GET /entity/constant?name=salesforce_customer_file&jq=from_entries

Response

{
  "column_delimiter": ",",
  "data_file_path": "./data/salesforce",
  "data_file_pattern": "./customer_\\d{8}.csv",
  "header_count": "1"
}

Get Target Entities

Fetch the target entities linked to the job along with their corresponding constants.

GET /job/target?name=load_salesforce_customer_staging_table

Response

[
  {
    "entity_id": 5,
    "name": "salesforce_customer_staging_table",
    "description": "Staging table containing Salesforce Customer data",
    "business_description": null,
    "type": "staging_table",
    "source": "Salesforce",
    "insert_date": "2023-08-10T08:04:00.144Z",
    "update_date": null,
    "migration_insert_id": 3,
    "migration_update_id": null
  }
]

Get Source Entity Constants

GET /entity/constant?name=salesforce_customer_staging_table&jq=from_entries

Response

{
  "database_name": "prod001",
  "database_port": "5432",
  "database_server": "127.0.1.0",
  "header_count": "staging",
  "table_name": "salesforce_customer"
}

Create Log

Retain all logs relevant to the workflow. This encompasses informational logs, warnings, and errors. Maximizing the logging is beneficial.

POST /job/run/log

{
  "id": "1",
  "job": "tutorial",
  "function": "load()",
  "priority": "INFO",
  "message": "Loading of salesforce_customer table has begun"
}

Response

[
  {
    "log_id": 1,
    "run_id": 1,
    "job": "tutorial",
    "function": "load()",
    "priority": "INFO",
    "message": "Loading of salesforce_customer table has begun",
    "code": null,
    "insert_date": "2023-08-10T08:28:40.971Z"
  }
]

Create Flow

Capture the count of records within the source file, as well as the count of records that have been inserted into the target table.

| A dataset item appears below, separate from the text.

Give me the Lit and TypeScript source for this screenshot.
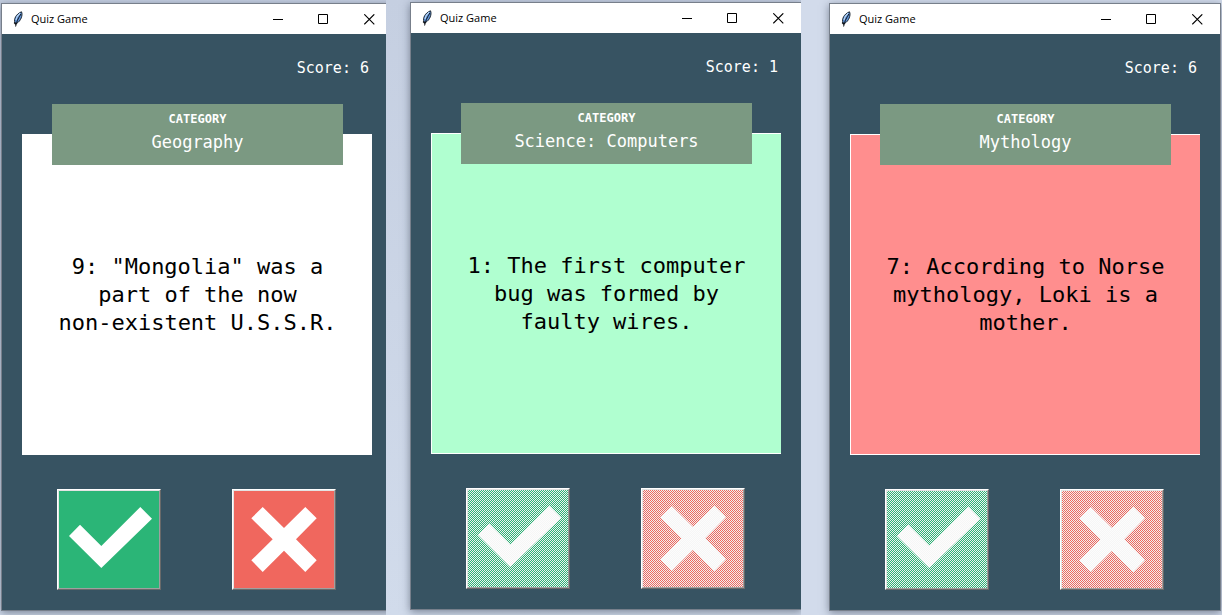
import { LitElement, html, css, svg } from "lit";
import { customElement, property } from "lit/decorators.js";

type Result = "none" | "right" | "wrong";

interface Round {
  id: string;
  score: number;
  category: string;
  question: string;
  result: Result;
}

const ROUNDS: Round[] = [
  { id: "first", score: 6, category: "Geography", question: '9: "Mongolia" was a part of the now non\u2011existent U.S.S.R.', result: "none" },
  { id: "second", score: 1, category: "Science: Computers", question: "1: The first computer bug was formed by faulty wires.", result: "right" },
  { id: "third", score: 6, category: "Mythology", question: "7: According to Norse mythology, Loki is a mother.", result: "wrong" },
];

const TICK = "10,45 21,33.7 42.3,54.9 81.3,16 93,27.7 42.3,77";
const CROSS = "17.3,27.3 28.7,16 50,37 71.3,16 82.7,27.3 62,48.3 82.7,69.3 71.3,81 50,59.7 28.7,81 17.3,69.3 38.7,48.3";

@customElement("answer-button")
export class AnswerButton extends LitElement {
  @property() kind: "true" | "false" = "true";
  @property({ type: Boolean }) disabled = false;

  static styles = css`
    :host { display: block; }
    .answer {
      display: block;
      padding: 0;
      margin: 0;
      background: none;
      border: 1px solid;
      border-color: #fff #696969 #696969 #fff;
    }
    .face {
      display: block;
      width: 100px;
      height: 97px;
      border: 1px solid;
      border-color: #e3e3e3 #a0a0a0 #a0a0a0 #e3e3e3;
    }
  `;

  render() {
    const yes = this.kind === "true";
    const shape = yes ? TICK : CROSS;
    return html`
      <button class="answer" aria-label=${yes ? "True" : "False"} ?disabled=${this.disabled}>
        <svg class="face" viewBox="0 0 100 97" aria-hidden="true">
          <defs>
            <pattern id="stipple" width="2" height="2" patternUnits="userSpaceOnUse">
              <path d="M0 0h1v1h-1zM1 1h1v1h-1z" fill="#f0f0f0" shape-rendering="crispEdges" />
            </pattern>
          </defs>
          <rect width="100" height="97" fill=${yes ? "#2bb577" : "#f0675e"} />
          <polygon points=${shape} fill="#fff" />
          ${this.disabled
            ? svg`<rect width="100" height="97" fill="url(#stipple)" />
                <polygon points=${shape} fill="#fafafa" fill-opacity="0.6" />`
            : ""}
        </svg>
      </button>
    `;
  }
}

@customElement("quiz-window")
export class QuizWindow extends LitElement {
  @property({ attribute: false }) round!: Round;

  static styles = css`
    :host { display: block; }
    .window {
      border: 1px solid #777f8b;
      box-shadow: 0 2px 8px rgba(40, 50, 70, 0.5);
      background: #375362;
    }
    .titlebar {
      display: flex;
      align-items: center;
      height: 30px;
      background: #fff;
      color: #000;
      font: 11px/16px "Open Sans", "Noto Sans", sans-serif;
    }
    .feather { width: 16px; height: 16px; margin: 0 5px 0 8px; }
    .title { flex: 1; }
    .control {
      width: 46px;
      height: 28px;
      padding: 0;
      border: 0;
      background: none;
      display: grid;
      place-items: center;
    }
    .glyph { width: 11px; height: 11px; fill: none; stroke: #000; }
    .body {
      display: flex;
      flex-direction: column;
      padding: 22px 20px 20px;
      font-family: "DejaVu Sans Mono", monospace;
    }
    .score {
      padding-right: 3px;
      text-align: right;
      color: #fff;
      font-size: 15px;
      line-height: 25px;
    }
    .category {
      position: relative;
      margin: 23px 29px -31px 30px;
      padding: 8px 0 11px;
      background: #7b9982;
      color: #fff;
      text-align: center;
    }
    .label { margin: 0 0 4px; font-size: 12px; font-weight: bold; line-height: 14px; }
    .name { margin: 0; font-size: 17px; font-weight: normal; line-height: 24px; }
    .card {
      display: flex;
      align-items: center;
      justify-content: center;
      box-sizing: border-box;
      min-height: 321px;
      padding: 0 30px;
      border: 1px solid #fff;
      border-right: 0;
      background: #fff;
    }
    .card.right { background: #b0ffd0; }
    .card.wrong { background: #ff8e8e; }
    .question { margin: 0; color: #000; text-align: center; font-size: 22px; line-height: 28px; }
    .answers {
      display: grid;
      grid-template-columns: 1fr 1fr;
      justify-items: center;
      padding-top: 34px;
      margin-right: 1px;
    }
  `;

  render() {
    const r = this.round;
    const locked = r.result !== "none";
    return html`
      <section class="window">
        <header class="titlebar">
          <svg class="feather" viewBox="0 0 16 16" aria-hidden="true">
            <path d="M5 12C3.5 8 6 3 11.5 .8C13 4 11 10 6.5 12.5Z" fill="#5d91d6" stroke="#1b2530" stroke-width="1" />
            <path d="M6 9C6.5 6 8 4 10 2.3" fill="none" stroke="#bcd8f6" stroke-width="1.2" />
            <path d="M11 3C9 6 7 9 5.6 15.5" fill="none" stroke="#0a0d12" stroke-width="1" />
            <path d="M4.2 11.5L6 13.5" stroke="#0a0d12" stroke-width="1.3" />
          </svg>
          <span class="title">Quiz Game</span>
          <button class="control" aria-label="Minimize">
            <svg class="glyph" viewBox="0 0 11 11"><path d="M1 5.5h10" /></svg>
          </button>
          <button class="control" aria-label="Maximize">
            <svg class="glyph" viewBox="0 0 11 11"><path d="M.5 .5h9v9h-9z" /></svg>
          </button>
          <button class="control" aria-label="Close">
            <svg class="glyph" viewBox="0 0 11 11"><path d="M.3 .3l10 10M10.3 .3l-10 10" stroke-width="1.1" /></svg>
          </button>
        </header>
        <div class="body">
          <div class="score">Score: ${r.score}</div>
          <div class="category">
            <p class="label">CATEGORY</p>
            <h2 class="name">${r.category}</h2>
          </div>
          <div class="card ${r.result}"><p class="question">${r.question}</p></div>
          <div class="answers">
            <answer-button kind="true" ?disabled=${locked}></answer-button>
            <answer-button kind="false" ?disabled=${locked}></answer-button>
          </div>
        </div>
      </section>
    `;
  }
}

@customElement("app-root")
export class AppRoot extends LitElement {
  static styles = css`
    :host { display: block; }
    .gallery {
      display: grid;
      grid-template-columns: 386fr 415fr 421fr;
      height: 100vh;
      overflow: hidden;
    }
    .shot { overflow: hidden; min-width: 0; background: linear-gradient(#c5cfe1, #d1dbeb); }
    .first { padding: 3px 0 0 1px; }
    .second { padding: 2px 0 0 24px; }
    .third { padding: 3px 1px 0 28px; background: #d2dbeb; }
    .first .pane { margin-right: -7px; }
    .second .pane { margin-right: -1px; }
  `;

  render() {
    return html`
      <main class="gallery">
        ${ROUNDS.map((r) => html`
          <div class="shot ${r.id}"><quiz-window class="pane" .round=${r}></quiz-window></div>
        `)}
      </main>
    `;
  }
}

Note: To gain a deeper understanding of the flow metrics that should be documented, refer to the Technical Reconciliation guide.

Source Count

POST /job/run/flow

{
  "id": "1",
  "job": "tutorial",
  "function": "load()",
  "label": "source_count",
  "count": "100"
}

Response

[
  {
    "flow_id": 1,
    "run_id": 1,
    "job": "tutorial",
    "function": "load()",
    "label": "source_count",
    "count": 100,
    "insert_date": "2023-08-10T08:30:42.617Z"
  }
]

Insert Count

POST /job/run/flow

{
  "id": "1",
  "job": "tutorial",
  "function": "load()",
  "label": "insert_count",
  "count": "100"
}

Response

[
  {
    "flow_id": 2,
    "run_id": 1,
    "job": "tutorial",
    "function": "load()",
    "label": "insert_count",
    "count": 100,
    "insert_date": "2023-08-10T08:31:08.007Z"
  }
]

Perform Proactive Monitoring (during run)

While the job is running, you have the option to run proactive monitoring. This involves conducting statistical checks on the ongoing run.

Should any of these proactive monitoring checks falter, a new entry will be added to the alert table.

Note: To gain a deeper understanding of the monitoring process, refer to the Proactive Monitoring guide.

POST /job/run/monitoring

{
  "id": "1"
}

Response

null

Perform Technical Reconciliation

After the workflow has concluded, carry out the technical reconciliation process to guarantee the comprehensive accountability of all records.

Note: To gain a deeper understanding of the reconciliation process, refer to the Technical Reconciliation guide.

Request

POST /job/run/reconciliation

{
  "id": "1"
}

Response

[
  {
    "flow_id": 3,
    "run_id": 1,
    "job": "echelon cli",
    "function": "create:job:run:reconciliation",
    "label": "technical_reconciliation_variance",
    "count": 0,
    "insert_date": "2023-08-10T08:33:02.059Z"
  }
]

Update Run

Upon the conclusion of the workflow, modify the run's status to either completed or failed.

PUT /job/run

{
  "id": "1",
  "status": "completed"
}

Response

[
  {
    "run_id": 1,
    "job_id": 3,
    "start": "2023-08-10T08:13:47.748Z",
    "end": "2023-08-10T08:34:41.220Z",
    "status": "completed"
  }
]

Perform Proactive Monitoring (post run)

Following the completion of the workflow, you can choose to run proactive monitoring. This check performs statistical evaluations on the finished run. Distinct checks are conducted for both ongoing and completed jobs.

In the event that any of these proactive monitoring assessments encounter issues, a new record will be inserted into the alert table.

Note: To gain a deeper understanding of the monitoring process, refer to the Proactive Monitoring guide.

POST /job/run/monitoring

{
  "id": "1"
}

Response

null